**Provided data**
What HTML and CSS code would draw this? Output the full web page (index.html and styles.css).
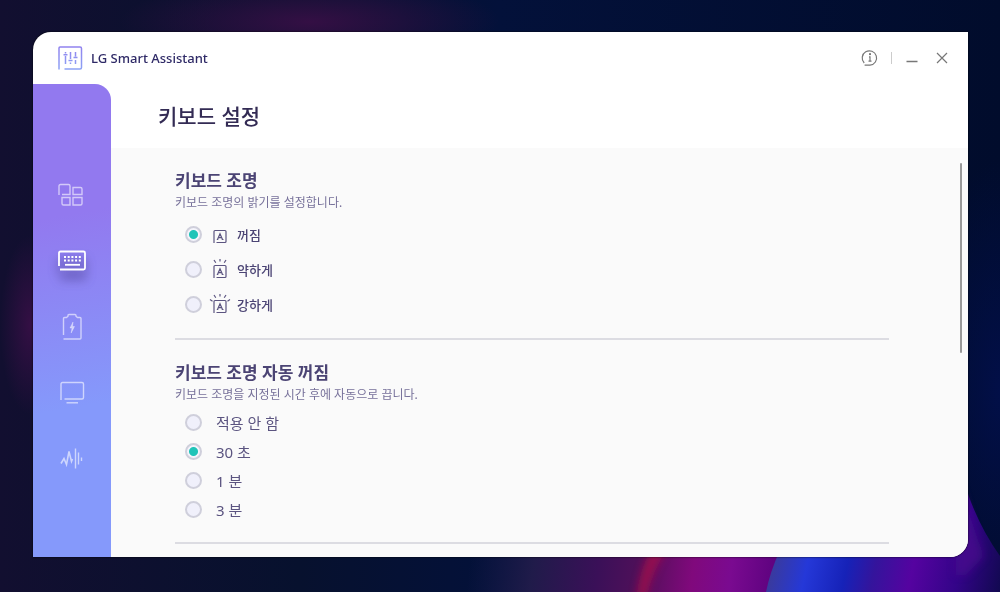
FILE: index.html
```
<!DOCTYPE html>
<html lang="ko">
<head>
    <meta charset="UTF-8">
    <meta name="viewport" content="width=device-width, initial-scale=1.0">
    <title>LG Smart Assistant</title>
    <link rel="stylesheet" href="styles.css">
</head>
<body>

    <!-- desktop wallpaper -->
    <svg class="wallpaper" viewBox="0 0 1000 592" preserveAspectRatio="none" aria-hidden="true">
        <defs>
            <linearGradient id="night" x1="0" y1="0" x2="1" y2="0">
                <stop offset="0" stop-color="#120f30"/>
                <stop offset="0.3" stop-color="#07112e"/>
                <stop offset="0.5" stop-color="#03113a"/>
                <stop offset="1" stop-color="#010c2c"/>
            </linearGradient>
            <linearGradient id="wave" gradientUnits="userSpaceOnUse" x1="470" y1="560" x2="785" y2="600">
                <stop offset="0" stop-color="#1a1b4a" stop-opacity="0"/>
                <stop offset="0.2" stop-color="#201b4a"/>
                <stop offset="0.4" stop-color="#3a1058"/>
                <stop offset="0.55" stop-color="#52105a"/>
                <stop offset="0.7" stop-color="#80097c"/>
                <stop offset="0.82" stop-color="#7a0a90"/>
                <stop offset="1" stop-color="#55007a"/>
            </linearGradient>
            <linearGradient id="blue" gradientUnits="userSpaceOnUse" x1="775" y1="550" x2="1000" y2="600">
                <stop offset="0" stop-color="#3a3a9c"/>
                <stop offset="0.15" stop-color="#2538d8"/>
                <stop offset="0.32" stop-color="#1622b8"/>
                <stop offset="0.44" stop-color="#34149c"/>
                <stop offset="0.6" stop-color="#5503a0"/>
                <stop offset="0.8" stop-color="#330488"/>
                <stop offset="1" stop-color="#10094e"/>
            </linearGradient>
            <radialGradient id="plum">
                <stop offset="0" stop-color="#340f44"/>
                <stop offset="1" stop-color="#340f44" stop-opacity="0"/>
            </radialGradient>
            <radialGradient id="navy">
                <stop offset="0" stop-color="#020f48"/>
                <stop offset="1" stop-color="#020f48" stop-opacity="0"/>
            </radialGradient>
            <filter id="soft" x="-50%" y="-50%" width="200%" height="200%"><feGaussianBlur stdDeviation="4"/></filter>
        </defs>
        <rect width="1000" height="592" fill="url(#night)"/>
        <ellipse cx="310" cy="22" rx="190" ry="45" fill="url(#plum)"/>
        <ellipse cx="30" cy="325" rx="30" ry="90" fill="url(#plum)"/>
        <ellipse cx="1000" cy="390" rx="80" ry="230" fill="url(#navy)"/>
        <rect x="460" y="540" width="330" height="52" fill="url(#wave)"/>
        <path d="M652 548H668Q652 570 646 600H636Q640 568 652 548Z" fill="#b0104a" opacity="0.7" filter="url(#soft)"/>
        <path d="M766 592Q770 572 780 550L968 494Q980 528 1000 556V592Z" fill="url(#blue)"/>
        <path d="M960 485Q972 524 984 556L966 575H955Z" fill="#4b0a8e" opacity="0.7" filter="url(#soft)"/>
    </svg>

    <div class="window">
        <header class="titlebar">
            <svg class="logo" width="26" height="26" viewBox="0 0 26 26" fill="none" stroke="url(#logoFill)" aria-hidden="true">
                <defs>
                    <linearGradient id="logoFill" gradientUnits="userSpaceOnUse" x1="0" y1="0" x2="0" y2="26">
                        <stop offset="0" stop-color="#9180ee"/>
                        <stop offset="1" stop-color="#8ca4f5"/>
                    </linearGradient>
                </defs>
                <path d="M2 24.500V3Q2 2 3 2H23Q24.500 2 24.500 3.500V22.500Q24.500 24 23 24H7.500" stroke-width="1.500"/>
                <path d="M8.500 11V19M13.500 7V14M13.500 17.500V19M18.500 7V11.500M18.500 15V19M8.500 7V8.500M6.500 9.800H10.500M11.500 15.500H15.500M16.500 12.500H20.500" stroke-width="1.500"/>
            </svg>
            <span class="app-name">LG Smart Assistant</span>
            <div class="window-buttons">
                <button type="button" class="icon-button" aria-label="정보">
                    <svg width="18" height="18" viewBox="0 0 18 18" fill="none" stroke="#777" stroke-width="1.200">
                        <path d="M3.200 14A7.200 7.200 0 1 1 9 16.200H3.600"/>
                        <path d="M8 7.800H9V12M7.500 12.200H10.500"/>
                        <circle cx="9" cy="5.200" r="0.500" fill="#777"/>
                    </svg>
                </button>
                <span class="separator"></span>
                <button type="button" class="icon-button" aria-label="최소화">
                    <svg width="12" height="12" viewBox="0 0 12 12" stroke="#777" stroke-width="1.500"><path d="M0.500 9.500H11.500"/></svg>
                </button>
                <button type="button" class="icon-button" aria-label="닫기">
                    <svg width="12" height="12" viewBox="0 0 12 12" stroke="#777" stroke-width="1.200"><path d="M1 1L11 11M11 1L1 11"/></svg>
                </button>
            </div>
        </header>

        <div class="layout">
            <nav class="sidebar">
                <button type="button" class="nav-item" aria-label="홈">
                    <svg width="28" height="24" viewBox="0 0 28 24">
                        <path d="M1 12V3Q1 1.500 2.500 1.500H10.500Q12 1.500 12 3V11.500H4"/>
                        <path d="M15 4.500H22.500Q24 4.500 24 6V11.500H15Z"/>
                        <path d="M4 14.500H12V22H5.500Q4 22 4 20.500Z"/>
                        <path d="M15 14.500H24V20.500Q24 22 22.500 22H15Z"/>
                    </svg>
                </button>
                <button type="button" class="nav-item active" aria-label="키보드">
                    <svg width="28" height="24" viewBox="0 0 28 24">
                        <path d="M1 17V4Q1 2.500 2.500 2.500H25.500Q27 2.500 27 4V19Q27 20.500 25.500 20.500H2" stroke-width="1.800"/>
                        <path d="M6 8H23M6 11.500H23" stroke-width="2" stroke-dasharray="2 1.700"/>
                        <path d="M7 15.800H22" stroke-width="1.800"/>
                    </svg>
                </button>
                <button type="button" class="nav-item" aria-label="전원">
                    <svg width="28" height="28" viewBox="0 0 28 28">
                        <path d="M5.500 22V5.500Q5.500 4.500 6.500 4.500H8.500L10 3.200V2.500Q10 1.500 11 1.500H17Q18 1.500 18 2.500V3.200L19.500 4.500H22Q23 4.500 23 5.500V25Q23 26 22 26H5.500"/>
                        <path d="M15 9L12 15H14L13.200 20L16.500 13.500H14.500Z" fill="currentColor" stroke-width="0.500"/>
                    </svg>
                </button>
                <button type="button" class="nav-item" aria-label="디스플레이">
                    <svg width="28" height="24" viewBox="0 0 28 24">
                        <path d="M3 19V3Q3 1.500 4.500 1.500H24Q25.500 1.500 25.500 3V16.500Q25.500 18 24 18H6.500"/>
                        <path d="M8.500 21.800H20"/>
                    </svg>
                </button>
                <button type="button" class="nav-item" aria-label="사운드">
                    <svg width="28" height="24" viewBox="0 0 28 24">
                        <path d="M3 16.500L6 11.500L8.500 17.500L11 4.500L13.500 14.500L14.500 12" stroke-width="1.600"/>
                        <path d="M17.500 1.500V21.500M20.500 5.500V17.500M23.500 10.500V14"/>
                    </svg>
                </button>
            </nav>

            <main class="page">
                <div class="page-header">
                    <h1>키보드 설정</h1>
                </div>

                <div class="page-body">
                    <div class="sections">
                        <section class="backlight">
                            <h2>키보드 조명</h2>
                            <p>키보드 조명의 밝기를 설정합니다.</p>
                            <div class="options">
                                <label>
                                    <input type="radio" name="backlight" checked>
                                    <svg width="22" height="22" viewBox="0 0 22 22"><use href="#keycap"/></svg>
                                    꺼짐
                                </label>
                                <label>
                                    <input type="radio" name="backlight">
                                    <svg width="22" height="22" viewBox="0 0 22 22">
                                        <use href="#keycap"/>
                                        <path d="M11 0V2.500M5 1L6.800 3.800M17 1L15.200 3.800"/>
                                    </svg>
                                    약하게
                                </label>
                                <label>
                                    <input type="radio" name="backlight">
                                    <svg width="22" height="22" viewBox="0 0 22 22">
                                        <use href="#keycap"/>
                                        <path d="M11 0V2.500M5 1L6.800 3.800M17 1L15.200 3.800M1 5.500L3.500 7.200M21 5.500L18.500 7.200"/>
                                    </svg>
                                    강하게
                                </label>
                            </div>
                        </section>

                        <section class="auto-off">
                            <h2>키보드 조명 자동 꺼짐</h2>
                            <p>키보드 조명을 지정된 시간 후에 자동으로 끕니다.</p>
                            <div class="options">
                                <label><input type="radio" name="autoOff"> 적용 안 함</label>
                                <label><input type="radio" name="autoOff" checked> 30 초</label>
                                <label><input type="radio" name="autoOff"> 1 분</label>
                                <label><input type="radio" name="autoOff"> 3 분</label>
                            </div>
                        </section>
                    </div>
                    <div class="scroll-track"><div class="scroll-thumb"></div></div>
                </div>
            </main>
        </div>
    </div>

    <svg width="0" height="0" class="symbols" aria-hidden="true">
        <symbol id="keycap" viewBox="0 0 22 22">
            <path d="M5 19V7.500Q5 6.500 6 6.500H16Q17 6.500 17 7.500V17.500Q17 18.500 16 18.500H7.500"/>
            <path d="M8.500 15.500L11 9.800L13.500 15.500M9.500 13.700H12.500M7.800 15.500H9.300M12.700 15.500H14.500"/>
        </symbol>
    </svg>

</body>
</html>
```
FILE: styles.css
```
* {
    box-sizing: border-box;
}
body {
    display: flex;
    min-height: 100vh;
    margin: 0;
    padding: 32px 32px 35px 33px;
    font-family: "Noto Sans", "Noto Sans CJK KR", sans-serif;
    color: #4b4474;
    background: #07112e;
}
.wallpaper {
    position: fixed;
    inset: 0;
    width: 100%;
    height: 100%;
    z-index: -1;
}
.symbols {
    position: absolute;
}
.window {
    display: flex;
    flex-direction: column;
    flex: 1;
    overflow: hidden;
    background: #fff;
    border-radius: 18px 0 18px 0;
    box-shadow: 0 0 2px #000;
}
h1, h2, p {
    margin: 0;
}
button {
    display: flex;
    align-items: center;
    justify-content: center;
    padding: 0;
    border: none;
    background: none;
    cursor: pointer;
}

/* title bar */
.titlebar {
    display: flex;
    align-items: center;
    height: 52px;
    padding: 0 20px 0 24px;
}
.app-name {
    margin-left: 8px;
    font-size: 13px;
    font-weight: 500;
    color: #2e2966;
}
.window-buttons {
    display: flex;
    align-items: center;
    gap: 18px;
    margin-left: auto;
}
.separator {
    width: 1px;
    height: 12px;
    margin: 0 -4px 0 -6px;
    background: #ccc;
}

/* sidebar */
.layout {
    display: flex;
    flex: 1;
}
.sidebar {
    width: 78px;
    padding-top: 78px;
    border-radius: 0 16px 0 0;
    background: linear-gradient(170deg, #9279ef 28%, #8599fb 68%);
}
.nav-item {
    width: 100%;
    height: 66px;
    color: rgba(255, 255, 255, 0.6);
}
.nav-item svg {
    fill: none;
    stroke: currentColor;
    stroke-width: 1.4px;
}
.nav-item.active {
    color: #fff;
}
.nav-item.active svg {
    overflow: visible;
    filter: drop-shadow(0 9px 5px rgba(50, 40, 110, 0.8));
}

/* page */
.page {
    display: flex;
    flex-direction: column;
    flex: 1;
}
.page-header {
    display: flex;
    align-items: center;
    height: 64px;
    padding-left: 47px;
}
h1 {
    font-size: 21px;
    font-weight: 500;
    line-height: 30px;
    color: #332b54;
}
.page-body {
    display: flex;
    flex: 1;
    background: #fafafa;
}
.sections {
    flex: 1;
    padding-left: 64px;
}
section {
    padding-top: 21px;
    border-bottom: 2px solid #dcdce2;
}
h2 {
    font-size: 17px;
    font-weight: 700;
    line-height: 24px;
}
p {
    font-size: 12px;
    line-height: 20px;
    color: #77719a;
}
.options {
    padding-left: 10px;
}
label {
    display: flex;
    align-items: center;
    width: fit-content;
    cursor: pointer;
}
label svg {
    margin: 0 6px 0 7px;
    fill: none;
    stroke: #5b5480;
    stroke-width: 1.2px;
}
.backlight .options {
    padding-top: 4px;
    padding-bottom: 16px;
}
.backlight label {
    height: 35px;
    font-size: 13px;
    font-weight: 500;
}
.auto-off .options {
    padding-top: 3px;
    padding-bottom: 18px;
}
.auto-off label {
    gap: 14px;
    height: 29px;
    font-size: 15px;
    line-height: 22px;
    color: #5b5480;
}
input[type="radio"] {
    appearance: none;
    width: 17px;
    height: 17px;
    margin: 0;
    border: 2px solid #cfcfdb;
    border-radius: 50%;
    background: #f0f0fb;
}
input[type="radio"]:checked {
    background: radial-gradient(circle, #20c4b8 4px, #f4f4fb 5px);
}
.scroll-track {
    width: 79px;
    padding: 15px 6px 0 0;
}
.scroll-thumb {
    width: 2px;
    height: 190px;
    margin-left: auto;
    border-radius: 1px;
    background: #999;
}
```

**Task directions**
Pick out and copy the lines of the material that include the word "page".

**Solution for this task**
What HTML and CSS code would draw this? Output the full web page (index.html and styles.css).
            <main class="page">
                <div class="page-header">
                <div class="page-body">
/* page */
.page {
.page-header {
.page-body {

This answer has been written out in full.